Beni DHKP/C üyesi ilan etmişler, eğer
öyleysem, ben nasıl memur oldum, nasıl memuriyetimi bunca yıl sürdürdüm.
İstanbul-Ankara yürüyüşüne katılmam gerekçesiyle bir gözaltı işlemim var, bir
de 2015 yılında tutuklandığım bir dava var, ancak beraat ettim. Sayın Bakan,
kim oluyor da böyle şeyler söylüyor. Kendisi hakkında suç duyurusunda
bulunacağım. Eğer burası bir hukuk devleti olsaydı zaten savcılar doğrudan
harekete geçerlerdi. Ben, vücudumu, gençliğimi, hayatımı ortaya koyarak bir
mücadele başlattım, bu mücadelemi bu ifadelerle küçültmeye ve sönümlendirmeye
çalışıyorlar.
Müdahaleye ret
Bize, bilincimizin kapanması durumunda,
müdahale edeceklerini ifade ettiler.

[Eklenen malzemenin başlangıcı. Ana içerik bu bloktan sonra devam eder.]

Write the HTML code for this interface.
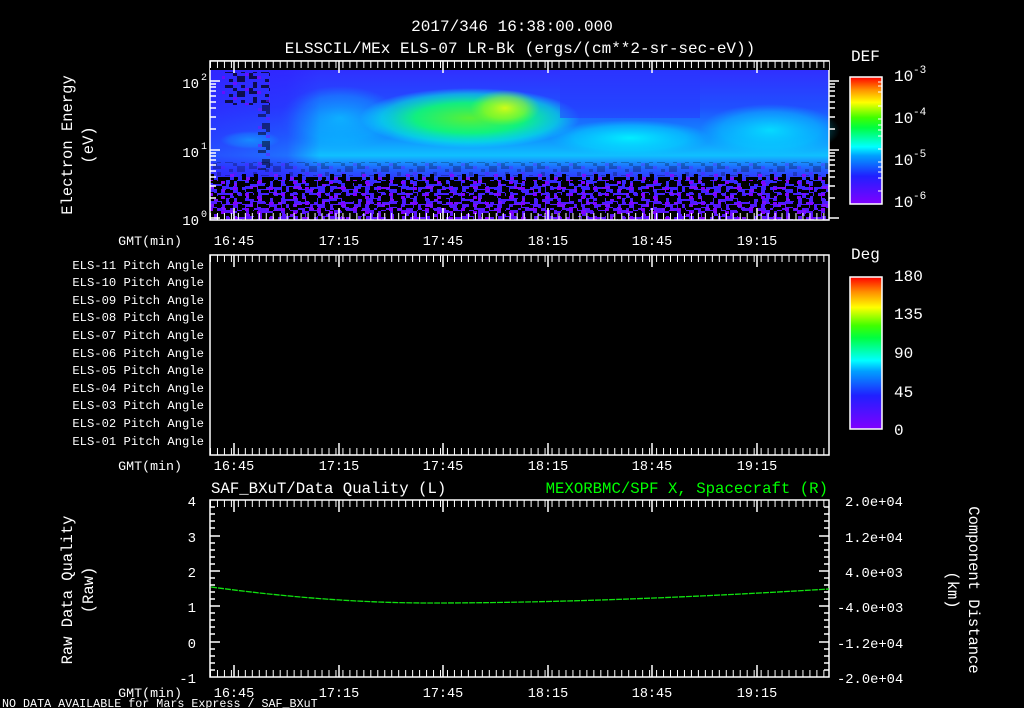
<!DOCTYPE html>
<html><head><meta charset="utf-8"><style>
html,body{margin:0;padding:0;background:#000;width:1024px;height:708px;overflow:hidden}
svg{display:block}
text{font-family:"Liberation Mono",monospace;fill:#fff}
</style></head><body>
<svg width="1024" height="708" viewBox="0 0 1024 708" xmlns="http://www.w3.org/2000/svg">
<defs>
<linearGradient id="cb" x1="0" y1="1" x2="0" y2="0">
<stop offset="0" stop-color="#8000ff"/><stop offset="0.22" stop-color="#2020ff"/>
<stop offset="0.38" stop-color="#00a0ff"/><stop offset="0.45" stop-color="#00ffff"/>
<stop offset="0.6" stop-color="#00ff40"/><stop offset="0.68" stop-color="#40ff00"/>
<stop offset="0.8" stop-color="#ffff00"/><stop offset="0.9" stop-color="#ff9000"/>
<stop offset="1" stop-color="#ff0000"/></linearGradient>
<linearGradient id="vbase" x1="0" y1="0" x2="0" y2="1">
<stop offset="0" stop-color="#3030ff"/><stop offset="0.25" stop-color="#2050ff"/>
<stop offset="0.45" stop-color="#1090ff"/><stop offset="0.57" stop-color="#10c0ff"/>
<stop offset="0.66" stop-color="#2060ff"/><stop offset="0.75" stop-color="#3828ff"/><stop offset="1" stop-color="#6010ff"/></linearGradient>
<linearGradient id="lft" x1="0" y1="0" x2="1" y2="0">
<stop offset="0" stop-color="#3020ff" stop-opacity="0.7"/><stop offset="0.7" stop-color="#3020ff" stop-opacity="0.5"/><stop offset="1" stop-color="#3020ff" stop-opacity="0"/></linearGradient>
<radialGradient id="green" cx="0.5" cy="0.5" r="0.5">
<stop offset="0" stop-color="#60ff20"/><stop offset="0.5" stop-color="#10ff70"/>
<stop offset="0.8" stop-color="#00ffd0" stop-opacity="0.6"/><stop offset="1" stop-color="#00ffff" stop-opacity="0"/></radialGradient>
<radialGradient id="yel" cx="0.5" cy="0.5" r="0.5">
<stop offset="0" stop-color="#ffff00"/><stop offset="0.6" stop-color="#c0ff00" stop-opacity="0.6"/><stop offset="1" stop-color="#80ff20" stop-opacity="0"/></radialGradient>
<radialGradient id="cyan" cx="0.5" cy="0.5" r="0.5">
<stop offset="0" stop-color="#00f8ff"/><stop offset="0.7" stop-color="#00e0ff" stop-opacity="0.5"/><stop offset="1" stop-color="#00d0ff" stop-opacity="0"/></radialGradient>
<pattern id="pA" x="210" y="0" width="44" height="18" patternUnits="userSpaceOnUse">
<g fill="#000"><rect x="0" y="0" width="4" height="3"/><rect x="8" y="0" width="8" height="3"/><rect x="20" y="0" width="4" height="6"/><rect x="32" y="3" width="8" height="3"/>
<rect x="4" y="6" width="8" height="3"/><rect x="16" y="9" width="4" height="3"/><rect x="28" y="6" width="4" height="6"/><rect x="36" y="9" width="8" height="3"/>
<rect x="0" y="12" width="4" height="6"/><rect x="8" y="15" width="12" height="3"/><rect x="24" y="15" width="4" height="3"/><rect x="32" y="12" width="4" height="6"/><rect x="40" y="15" width="4" height="3"/><rect x="12" y="3" width="4" height="3"/></g>
<g fill="#7a10ff"><rect x="4" y="0" width="4" height="3"/><rect x="24" y="3" width="4" height="3"/><rect x="12" y="9" width="4" height="3"/><rect x="40" y="6" width="4" height="3"/><rect x="20" y="12" width="4" height="3"/><rect x="36" y="15" width="4" height="3"/><rect x="0" y="6" width="4" height="3"/></g>
</pattern>
<pattern id="pB" x="213" y="1" width="36" height="15" patternUnits="userSpaceOnUse">
<g fill="#000"><rect x="0" y="0" width="8" height="3"/><rect x="16" y="3" width="4" height="3"/><rect x="24" y="0" width="8" height="6"/><rect x="4" y="6" width="4" height="6"/><rect x="12" y="9" width="8" height="3"/><rect x="28" y="9" width="4" height="3"/><rect x="20" y="12" width="4" height="3"/><rect x="0" y="12" width="4" height="3"/></g>
<g fill="#8000ff"><rect x="8" y="0" width="4" height="3"/><rect x="20" y="6" width="4" height="3"/><rect x="32" y="12" width="4" height="3"/></g>
</pattern>
<pattern id="tk" x="210" y="0" width="6.97" height="10" patternUnits="userSpaceOnUse"><rect x="0" width="1" height="10" fill="#fff"/></pattern>
</defs>

<text x="512" y="31" font-size="16" text-anchor="middle">2017/346 16:38:00.000</text>
<text x="520" y="53" font-size="16" text-anchor="middle">ELSSCIL/MEx ELS-07 LR-Bk  (ergs/(cm**2-sr-sec-eV))</text>

<rect x="210" y="70" width="619" height="150" fill="url(#vbase)"/>
<ellipse cx="470" cy="118" rx="110" ry="30" fill="url(#green)" opacity="0.9"/>
<ellipse cx="505" cy="108" rx="35" ry="18" fill="url(#yel)" opacity="0.8"/>
<ellipse cx="340" cy="118" rx="60" ry="32" fill="url(#cyan)" opacity="0.5"/>
<rect x="560" y="70" width="140" height="48" fill="#2838ff" opacity="0.5"/>
<ellipse cx="630" cy="138" rx="80" ry="18" fill="url(#cyan)" opacity="0.9"/>
<ellipse cx="770" cy="130" rx="70" ry="26" fill="url(#cyan)" opacity="0.75"/>
<rect x="210" y="70" width="110" height="110" fill="url(#lft)"/>
<ellipse cx="250" cy="140" rx="30" ry="9" fill="url(#cyan)" opacity="0.35"/>
<rect x="222" y="72" width="48" height="33" fill="url(#pB)" opacity="0.7"/>
<rect x="258" y="100" width="12" height="70" fill="url(#pA)" opacity="0.5"/>
<rect x="210" y="162" width="619" height="14" fill="url(#pB)" opacity="0.25"/>
<rect x="210" y="174" width="619" height="46" fill="url(#pA)"/>
<rect x="210" y="180" width="619" height="40" fill="url(#pB)"/>
<g fill="none" stroke="#fff" stroke-width="1.5">
<rect x="210" y="61" width="619" height="159"/>
<rect x="210" y="255" width="619" height="200"/>
<rect x="210" y="500" width="619" height="177"/>
</g>
<rect x="210" y="61" width="619" height="9" fill="#000"/>
<rect x="210" y="61" width="619" height="7" fill="url(#tk)"/>
<rect x="210" y="213" width="619" height="7" fill="url(#tk)"/>
<rect x="210" y="255" width="619" height="7" fill="url(#tk)"/>
<rect x="210" y="448" width="619" height="7" fill="url(#tk)"/>
<rect x="210" y="500" width="619" height="7" fill="url(#tk)"/>
<rect x="210" y="670" width="619" height="7" fill="url(#tk)"/>
<g stroke="#fff" stroke-width="1.5">
<path d="M210 61h619"/>
<path d="M234 61v12M339 61v12M443 61v12M548 61v12M652 61v12M757 61v12M234 220v-12M339 220v-12M443 220v-12M548 220v-12M652 220v-12M757 220v-12"/>
<path d="M234 255v12M339 255v12M443 255v12M548 255v12M652 255v12M757 255v12M234 455v-12M339 455v-12M443 455v-12M548 455v-12M652 455v-12M757 455v-12"/>
<path d="M234 500v12M339 500v12M443 500v12M548 500v12M652 500v12M757 500v12M234 677v-12M339 677v-12M443 677v-12M548 677v-12M652 677v-12M757 677v-12"/>
<path d="M210 81h10M210 150h10M210 218h10M210 129h6M210 117h6M210 108h6M210 102h6M210 96h6M210 91h6M210 87h6M210 84h6M210 198h6M210 186h6M210 177h6M210 171h6M210 165h6M210 160h6M210 156h6M210 153h6"/>
<path d="M829 81h10M829 150h10M829 218h10M829 129h6M829 117h6M829 108h6M829 102h6M829 96h6M829 91h6M829 87h6M829 84h6M829 198h6M829 186h6M829 177h6M829 171h6M829 165h6M829 160h6M829 156h6M829 153h6"/>
<path d="M210 536h10M210 571h10M210 606h10M210 642h10M829 536h-10M829 571h-10M829 606h-10M829 642h-10"/>
<path d="M210 507h5M210 514h5M210 521h5M210 528h5M210 543h5M210 550h5M210 557h5M210 564h5M210 578h5M210 585h5M210 592h5M210 599h5M210 613h5M210 620h5M210 627h5M210 634h5M210 649h5M210 656h5M210 663h5M210 670h5"/>
<path d="M829 507h-5M829 514h-5M829 521h-5M829 528h-5M829 543h-5M829 550h-5M829 557h-5M829 564h-5M829 578h-5M829 585h-5M829 592h-5M829 599h-5M829 613h-5M829 620h-5M829 627h-5M829 634h-5M829 649h-5M829 656h-5M829 663h-5M829 670h-5"/>
</g>

<g font-size="14" text-anchor="end">
<text x="199" y="88">10</text><text x="207" y="80" font-size="10">2</text>
<text x="199" y="157">10</text><text x="207" y="149" font-size="10">1</text>
<text x="199" y="225">10</text><text x="207" y="217" font-size="10">0</text>
</g>
<text transform="translate(72,145) rotate(-90)" font-size="15.5" text-anchor="middle">Electron Energy</text>
<text transform="translate(93,145) rotate(-90)" font-size="15.5" text-anchor="middle">(eV)</text>

<g font-size="13.5" text-anchor="middle">
<text x="234" y="245">16:45</text><text x="339" y="245">17:15</text><text x="443" y="245">17:45</text><text x="548" y="245">18:15</text><text x="652" y="245">18:45</text><text x="757" y="245">19:15</text>
<text x="234" y="470">16:45</text><text x="339" y="470">17:15</text><text x="443" y="470">17:45</text><text x="548" y="470">18:15</text><text x="652" y="470">18:45</text><text x="757" y="470">19:15</text>
<text x="234" y="697">16:45</text><text x="339" y="697">17:15</text><text x="443" y="697">17:45</text><text x="548" y="697">18:15</text><text x="652" y="697">18:45</text><text x="757" y="697">19:15</text>
</g>
<g font-size="13.3" text-anchor="end">
<text x="182" y="245">GMT(min)</text><text x="182" y="470">GMT(min)</text><text x="182" y="697">GMT(min)</text>
</g>

<text x="851" y="61" font-size="16">DEF</text>
<rect x="850" y="77" width="32" height="127" fill="url(#cb)" stroke="#fff" stroke-width="1.5"/>
<g stroke="#fff" stroke-width="1"><path d="M882 82h-4M882 86h-4M882 92h-4M882 106h-4M882 119h-4M882 125h-4M882 130h-4M882 136h-4M882 149h-4M882 162h-4M882 167h-4M882 172h-4M882 178h-4M882 191h-4"/></g>
<g font-size="16"><text x="894" y="81">10</text><text x="913" y="73" font-size="11">-3</text>
<text x="894" y="123">10</text><text x="913" y="115" font-size="11">-4</text>
<text x="894" y="165">10</text><text x="913" y="157" font-size="11">-5</text>
<text x="894" y="207">10</text><text x="913" y="199" font-size="11">-6</text></g>

<g font-size="12.2" text-anchor="end">
<text x="204" y="269">ELS-11 Pitch Angle</text><text x="204" y="286">ELS-10 Pitch Angle</text>
<text x="204" y="304">ELS-09 Pitch Angle</text><text x="204" y="321">ELS-08 Pitch Angle</text>
<text x="204" y="339">ELS-07 Pitch Angle</text><text x="204" y="357">ELS-06 Pitch Angle</text>
<text x="204" y="374">ELS-05 Pitch Angle</text><text x="204" y="392">ELS-04 Pitch Angle</text>
<text x="204" y="409">ELS-03 Pitch Angle</text><text x="204" y="427">ELS-02 Pitch Angle</text>
<text x="204" y="445">ELS-01 Pitch Angle</text>
</g>
<text x="851" y="259" font-size="16">Deg</text>
<rect x="850" y="277" width="32" height="152" fill="url(#cb)" stroke="#fff" stroke-width="1.5"/>
<g font-size="16"><text x="894" y="281">180</text><text x="894" y="319">135</text><text x="894" y="358">90</text><text x="894" y="397">45</text><text x="894" y="435">0</text></g>

<text x="211" y="493" font-size="15.7">SAF_BXuT/Data Quality (L)</text>
<text x="828" y="493" font-size="15.7" text-anchor="end" style="fill:#00ff00">MEXORBMC/SPF X, Spacecraft (R)</text>
<path d="M211 587 Q330 603 430 603 Q600 603 829 589" fill="none" stroke="#10e010" stroke-width="1.3" stroke-dasharray="6 1"/>
<g font-size="14" text-anchor="end">
<text x="196" y="506">4</text><text x="196" y="542">3</text><text x="196" y="577">2</text><text x="196" y="612">1</text><text x="196" y="648">0</text><text x="196" y="683">-1</text>
</g>
<g font-size="13.8">
<text x="845" y="506">2.0e+04</text><text x="845" y="542">1.2e+04</text><text x="845" y="577">4.0e+03</text><text x="837" y="612">-4.0e+03</text><text x="837" y="648">-1.2e+04</text><text x="837" y="683">-2.0e+04</text>
</g>
<text transform="translate(72,590) rotate(-90)" font-size="15.5" text-anchor="middle">Raw Data Quality</text>
<text transform="translate(93,590) rotate(-90)" font-size="15.5" text-anchor="middle">(Raw)</text>
<text transform="translate(969,590) rotate(90)" font-size="15.5" text-anchor="middle">Component Distance</text>
<text transform="translate(948,590) rotate(90)" font-size="15.5" text-anchor="middle">(km)</text>
<text x="2" y="707" font-size="11.7">NO DATA AVAILABLE for Mars  Express / SAF_BXuT</text>
</svg>
</body></html>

Ancak müdahaleyi kabul etmediğimizi,
vücudumuzla ilgili kararı ancak kendimizin verebileceğini ifade ettim. Heyete,
“Yapacağınız müdahale beni sakat da bırakabilir, bu sizin sorumluluğunuz
olacaktır” anımsatmasında bulundum.
Semih’e faks çektim, eline geçip
geçmediğini bilmiyorum, mektup da göndereceğim, onun mektubunu da bekleyeceğim.

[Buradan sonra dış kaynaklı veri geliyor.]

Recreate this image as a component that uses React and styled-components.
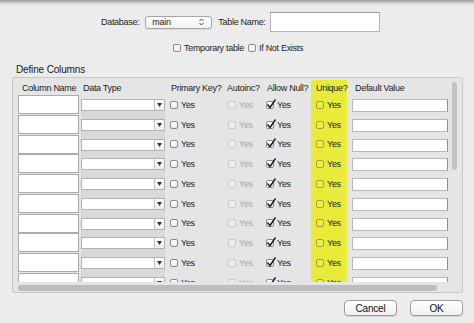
import React from "react";
import styled, { createGlobalStyle } from "styled-components";

const rows = Array.from({ length: 10 }, (_, i) => i);

const GlobalStyle = createGlobalStyle`
  html, body {
    margin: 0;
    padding: 0;
    background: #ececec;
  }
  body {
    font-family: "Liberation Sans", Arial, sans-serif;
    font-size: 9px;
    letter-spacing: -0.3px;
    color: #1c1c1c;
  }
`;

const Check = ({ checked, tone }) => (
  <CheckBox tone={tone}>
    {checked && (
      <svg width="11" height="11" viewBox="0 0 11 11">
        <path d="M1.5 5.5 L4 8.5 L9.5 0.5" fill="none" stroke="#1a1a1a" strokeWidth="1.4" />
      </svg>
    )}
  </CheckBox>
);

const App = () => {
  return (
    <>
      <GlobalStyle />
      <Window>
        <TopRow>
          <Label>Database:</Label>
          <PopUp>
            <span>main</span>
            <svg width="5" height="8" viewBox="0 0 5 8">
              <path d="M0.5 3 L2.5 1 L4.5 3 M0.5 5 L2.5 7 L4.5 5" fill="none" stroke="#333" strokeWidth="0.9" />
            </svg>
          </PopUp>
          <Label>Table Name:</Label>
          <TextField />
        </TopRow>

        <OptionsRow>
          <Option>
            <Check />
            Temporary table
          </Option>
          <Option>
            <Check />
            If Not Exists
          </Option>
        </OptionsRow>

        <Title>Define Columns</Title>

        <Panel>
          <TableClip>
            <Table>
              <Head pad={4}>Column Name</Head>
              <Head pad={3}>Data Type</Head>
              <Head pad={4}>Primary Key?</Head>
              <Head pad={2}>Autoinc?</Head>
              <Head pad={3}>Allow Null?</Head>
              <Head pad={5} highlight>Unique?</Head>
              <Head pad={8}>Default Value</Head>

              {rows.map((r) => (
                <React.Fragment key={r}>
                  <NameCell>
                    <NameField />
                  </NameCell>
                  <TypeCell>
                    <Combo>
                      <ComboArrow>
                        <svg width="5" height="4" viewBox="0 0 5 4">
                          <path d="M0 0 L5 0 L2.5 4 Z" fill="#333" />
                        </svg>
                      </ComboArrow>
                    </Combo>
                  </TypeCell>
                  <CheckCell pad={3}>
                    <Check />
                    <Yes>Yes</Yes>
                  </CheckCell>
                  <CheckCell pad={3}>
                    <Check tone="disabled" />
                    <Yes disabled>Yes</Yes>
                  </CheckCell>
                  <CheckCell pad={2}>
                    <Check checked />
                    <Yes>Yes</Yes>
                  </CheckCell>
                  <CheckCell pad={5} highlight>
                    <Check tone="yellow" />
                    <Yes>Yes</Yes>
                  </CheckCell>
                  <DefaultCell>
                    <DefaultField />
                  </DefaultCell>
                </React.Fragment>
              ))}
            </Table>
          </TableClip>
          <HScroll />
          <VScroll />
        </Panel>

        <Footer>
          <Button>Cancel</Button>
          <Button>OK</Button>
        </Footer>
      </Window>
    </>
  );
};

export default App;

const Window = styled.div`
  width: 474px;
  height: 323px;
  overflow: hidden;
  display: flex;
  flex-direction: column;
  background: linear-gradient(to bottom, #9c9c9c 0px, #cfcfcf 3px, #e6e6e6 5px, #ececec 7px);
`;

const TopRow = styled.div`
  display: flex;
  align-items: center;
  height: 20px;
  margin-top: 12px;
  padding-left: 101px;
`;

const Label = styled.span`
  margin-right: 6px;
  white-space: nowrap;
`;

const PopUp = styled.div`
  box-sizing: border-box;
  width: 67px;
  height: 13px;
  margin-right: 6px;
  padding: 0 7px 0 6px;
  display: flex;
  align-items: center;
  justify-content: space-between;
  border: 1px solid #a6a6a6;
  border-radius: 3px;
  background: linear-gradient(to bottom, #ffffff, #f1f1f1);
  box-shadow: 0 1px 0 rgba(0, 0, 0, 0.08);
`;

const TextField = styled.div`
  box-sizing: border-box;
  width: 110px;
  height: 20px;
  margin-left: -2px;
  border: 1px solid #b5b5b5;
  border-top-color: #9d9d9d;
  background: #fff;
`;

const OptionsRow = styled.div`
  display: flex;
  align-items: center;
  gap: 4px;
  height: 12px;
  margin-top: 10px;
  padding-left: 173px;
`;

const Option = styled.label`
  display: flex;
  align-items: center;
  gap: 3px;
  white-space: nowrap;
`;

const CheckBox = styled.span`
  position: relative;
  box-sizing: border-box;
  width: 8px;
  height: 8px;
  flex: none;
  border-radius: 2px;
  border: 1px solid
    ${(p) => (p.tone === "disabled" ? "#c9c9c9" : p.tone === "yellow" ? "#a8a232" : "#8a8a8a")};
  background: ${(p) =>
    p.tone === "disabled"
      ? "#eeeeee"
      : p.tone === "yellow"
      ? "#eeee4a"
      : "linear-gradient(to bottom, #ffffff, #ececec)"};

  svg {
    position: absolute;
    left: -1px;
    top: -3px;
  }
`;

const Title = styled.div`
  height: 12px;
  line-height: 12px;
  margin-top: 10px;
  padding-left: 16px;
  font-size: 10px;
  letter-spacing: -0.15px;
  color: #1a1a1a;
`;

const Panel = styled.div`
  position: relative;
  box-sizing: border-box;
  width: 451px;
  height: 216px;
  margin: 1px 0 0 12px;
  padding: 2px 0 0 5px;
  border: 1px solid #c7c7c7;
  border-radius: 2px;
  background: #e5e5e5;
`;

const TableClip = styled.div`
  height: 202px;
  overflow: hidden;
`;

const Table = styled.div`
  display: grid;
  grid-template-columns: 62px 87px 58px 39px 47px 36px 101px;
  grid-template-rows: 15px;
  grid-auto-rows: 19.75px;
`;

const Head = styled.div`
  display: flex;
  align-items: center;
  padding-left: ${(p) => p.pad}px;
  white-space: nowrap;
  color: #222;
  background: ${(p) => (p.highlight ? "#e9ea3a" : "transparent")};
`;

const NameCell = styled.div`
  display: flex;
  align-items: flex-start;
`;

const NameField = styled.div`
  box-sizing: border-box;
  width: 61px;
  height: 19px;
  border: 1px solid #ababab;
  background: #fff;
`;

const TypeCell = styled.div`
  padding: 4px 0 0 1px;
`;

const Combo = styled.div`
  box-sizing: border-box;
  position: relative;
  width: 84px;
  height: 12px;
  border: 1px solid #b2b2b2;
  background: #fff;
  box-shadow: 0 8px 0 0 #d9d9d9;
`;

const ComboArrow = styled.div`
  position: absolute;
  right: 0;
  top: 0;
  bottom: 0;
  width: 9px;
  display: flex;
  align-items: center;
  justify-content: center;
  border-left: 1px solid #c4c4c4;
  background: linear-gradient(to bottom, #ffffff, #ededed);
`;

const CheckCell = styled.div`
  display: flex;
  align-items: center;
  gap: 3px;
  padding-left: ${(p) => p.pad}px;
  background: ${(p) => (p.highlight ? "#e9ea3a" : "transparent")};
`;

const Yes = styled.span`
  color: ${(p) => (p.disabled ? "#a9a9a9" : "#1c1c1c")};
`;

const DefaultCell = styled.div`
  padding: 4px 0 0 5px;
`;

const DefaultField = styled.div`
  box-sizing: border-box;
  width: 96px;
  height: 13px;
  border: 1px solid #b8b8b8;
  border-right-color: #8f8f8f;
  background: #fff;
`;

const HScroll = styled.div`
  width: 419px;
  height: 6px;
  margin-top: 3px;
  border-radius: 3px;
  background: #bdbdbd;
`;

const VScroll = styled.div`
  position: absolute;
  right: 5px;
  top: 4px;
  width: 5px;
  height: 88px;
  border-radius: 3px;
  background: #c3c3c3;
`;

const Footer = styled.div`
  display: flex;
  justify-content: flex-end;
  gap: 13px;
  margin-top: 7px;
  padding-right: 11px;
`;

const Button = styled.button`
  box-sizing: border-box;
  width: 53px;
  height: 16px;
  padding: 0;
  border: 1px solid #9d9d9d;
  border-radius: 4px;
  background: linear-gradient(to bottom, #ffffff, #f0f0f0);
  box-shadow: 0 1px 0 rgba(0, 0, 0, 0.1);
  font-family: "Liberation Sans", Arial, sans-serif;
  font-size: 10px;
  letter-spacing: -0.2px;
  color: #111;
`;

Semih’in sıvı, tuz ve şeker alımına dikkat etmesi gerekiyor. Bizi ilk günden
beri takip eden hekimlerimize ihtiyaç duyduğumuzda muayene olmak ve bu
sonuçlarının kamuoyuyla paylaşmasını talep ediyoruz. Nurettin Canikli’nin de
annelerimizle yaptığı görüşmeyi çarpıttığını öğreniyoruz. Hekimlerimizin,
ailelerimizin ve avukatlarımızın ortak bir toplantı yapması bizim için değerli
olacaktır. AFP ve ARD gibi yabancı basın organlarına konuşmuş olmamı
iddianameye yerleştirmişler, bunu anlayamıyorum.
Vitamini vermiyorlar
Semih Özakça: Burada ilk isyanım kitap
sınırlamasına oldu. 5 kitap sınırlaması olduğu söyleniyor, bu sınırlama
açlıktan beter. Açlık grevinden çok bu sınırlama beni zorluyor. Buraya
getirildiğimiz günden beri gazete getirilmedi. Benim dışarıda bir tek eyleme
katılmışlığım var, o da afiş asmak, ilk kez hapse giriyorum, daha önce
tutuklanmadım. Sabıka kayıtlarımız tertemiz. Açlık grevine başlayınca terörist
olduk, aç kalmanın terörist olmakla sonuçlandığı bir ülkede yaşıyorum. Benim
evimde 2 bin tane kitap var, 20 tane kitap bulmuşlar, terör örgütüne yakın
diyorlar. Evimdeki kitapların yüzde 1’i yüzünden bir örgütle
ilişkilendiriliyorum.
Dışarıda kullandığım B1 vitaminini
burada vermiyorlar. Bunun yerine B1 vitaminini de içeren B12 kompleks vitamini
veriyorlar, ancak bu benim zihnimi yoruyor. Tekrar B1 vitaminimin verilmesini
istiyorum. İlk talebim bu, müdüriyette el konulan vitaminimin verilmesini
istiyorum. Açlık grevinde olmam ve ayakkabımı çıkarırken attığım slogan
nedeniyle iki ayrı soruşturma dosyam var. Yürümekte sıkıntı çektiğim için,
ranzamı mutfak ve tuvaletin olduğu alt kata indirdiler.